Three-Stage Cascade for LNG
Large LNG plants use propane-ethylene-methane cascade to reach -260°F:
Stage
Refrigerant
Evaporator Temp
Process Duty
1 (warm)
Propane (C₃)
-40°F to +10°F
Pre-cool feed gas, remove heavy HCs
2 (intermediate)
Ethylene (C₂)
-140°F to -60°F
Liquefy methane, sub-cool LNG
3 (cold)
Methane (C₁)
-260°F to -200°F
Final LNG sub-cooling, nitrogen rejection
Mixed Refrigerant (MR) Alternative
Single mixed-refrigerant cycle uses blend of components (N₂, CH₄, C₂H₆, C₃H₈) instead of pure refrigerants:
Mixed Refrigerant Composition (typical):
Nitrogen (N₂): 5-10 mol%
Methane (CH₄): 40-50%
Ethane (C₂H₆): 20-30%
Propane (C₃H₈): 15-25%
How it works:
Mixture condenses over temperature range (not isothermal)
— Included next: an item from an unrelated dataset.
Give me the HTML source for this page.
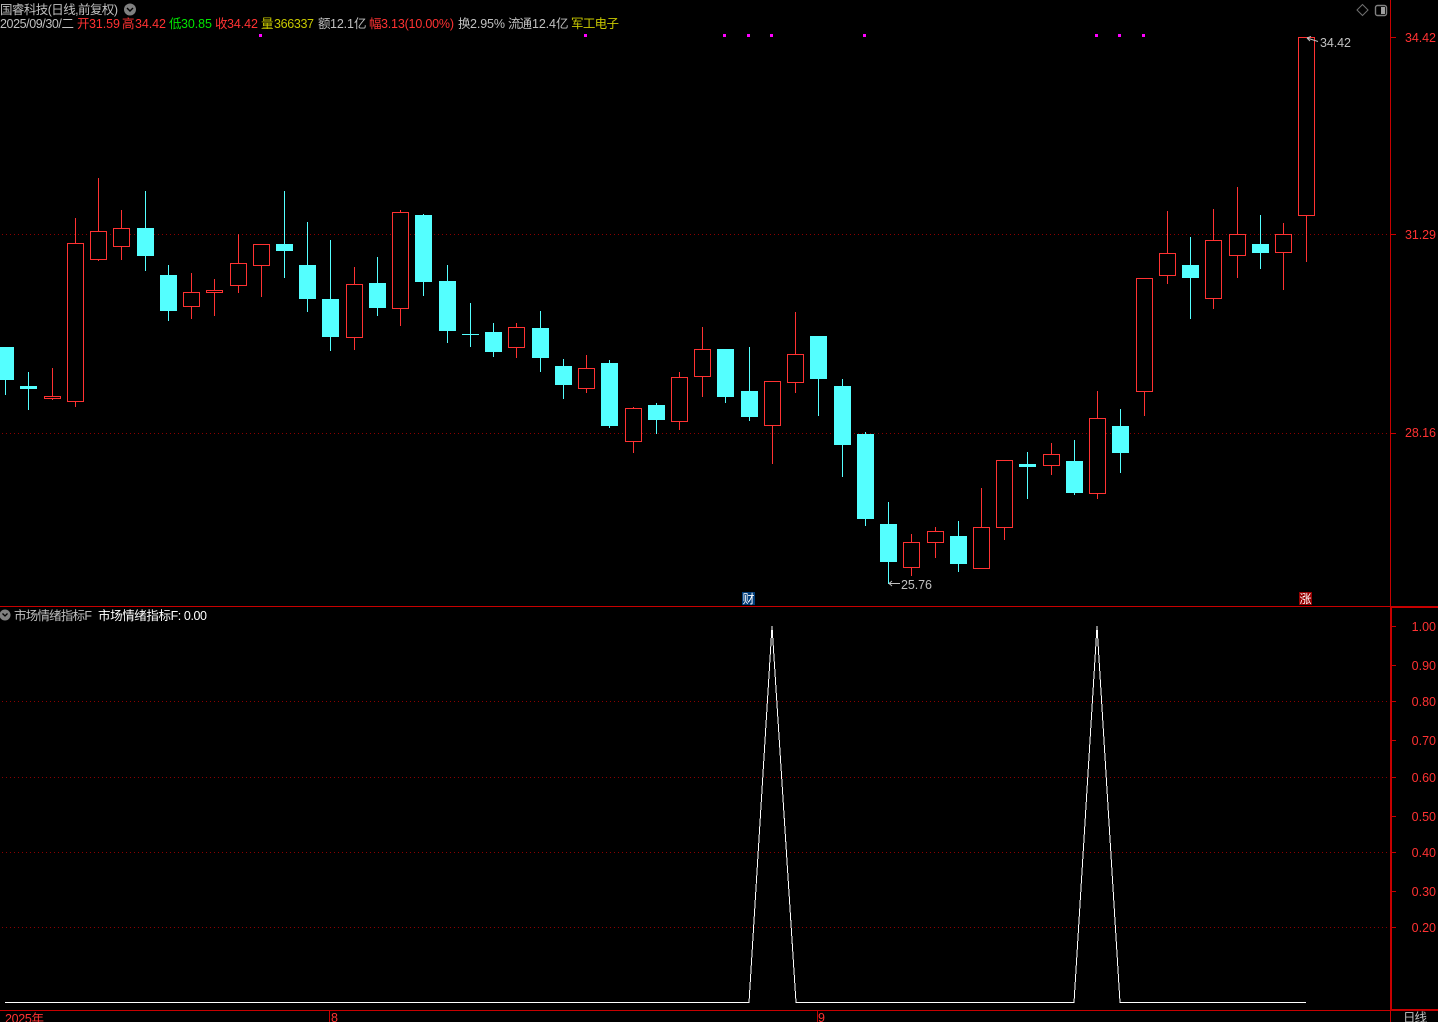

- Propane condenses first at -40°F
- Ethane condenses at -80°F
- Methane condenses at -150°F
- Nitrogen remains vapor
Temperature glide during condensation matches process cooling curve
→ Better thermodynamic efficiency than cascade (smaller ΔT_min)
After expansion, mixture evaporates in reverse order:
- Light components (N₂, CH₄) evaporate first at cold end (-260°F)
- Heavy components (C₃) evaporate last at warm end (-40°F)
Advantages vs Cascade:
- 10-20% higher COP (better temperature matching)
- Simpler: single compressor loop (but multi-stage compression)
- Lower capital cost for large LNG plants
Disadvantages:
- Complex composition control (makeup, bleed)
- Sensitive to composition changes
- Requires rigorous simulation (Aspen HYSYS, ProMax)
Cascade vs Mixed Refrigerant Selection
Application
Preferred System
Reason
Small NGL plant (< 50 MMscfd)
Single-stage propane
Simple, reliable, -40°F adequate
Deep NGL recovery (90%+ C2)
Propane/ethylene cascade
-100°F to -120°F required, proven technology
Small LNG (< 1 MTPA)
Propane/ethylene cascade
Simpler operation, easier composition control
Large LNG (> 3 MTPA)
Mixed refrigerant (single or dual MR)
10-15% efficiency gain justifies complexity at scale
Offshore LNG (FLNG)
Nitrogen-expander or single MR
Weight/space constraints favor compact systems
LNG Plant Refrigeration Power
Specific Power Consumption:
Modern LNG plants: 0.25-0.35 kWh/kg LNG
For 5 MTPA LNG plant:
Production rate = 5,000,000 MT/yr / (8760 hr/yr) = 570 MT/hr = 570,000 kg/hr
Power consumption = 570,000 kg/hr × 0.30 kWh/kg = 171,000 kW = 171 MW
Compressor drivers:
- Gas turbines (aeroderivative or heavy-duty)
- Electric motors (if grid power available)
Fuel cost at $3/MMBtu, heat rate 10,000 Btu/kWh:
Fuel cost = 171 MW × 10,000 Btu/kWh × $3/MMBtu / 1000 = $5.1 million/hr
→ $45 million/year continuous operation
1% efficiency improvement saves $450,000/year in fuel.
Cascade system design: Use two-stage cascade (propane/ethylene) for gas processing down to -150°F. Use three-stage cascade or mixed refrigerant for LNG production (-260°F). Optimize inter-stage temperatures to balance compression ratios (geometric mean: T_mid = √(T_cold × T_hot) on absolute scale). Size cascade heat exchangers with 5-10°F approach to minimize exergy destruction. For large LNG, evaluate MR vs cascade based on capital cost, operating cost, and reliability.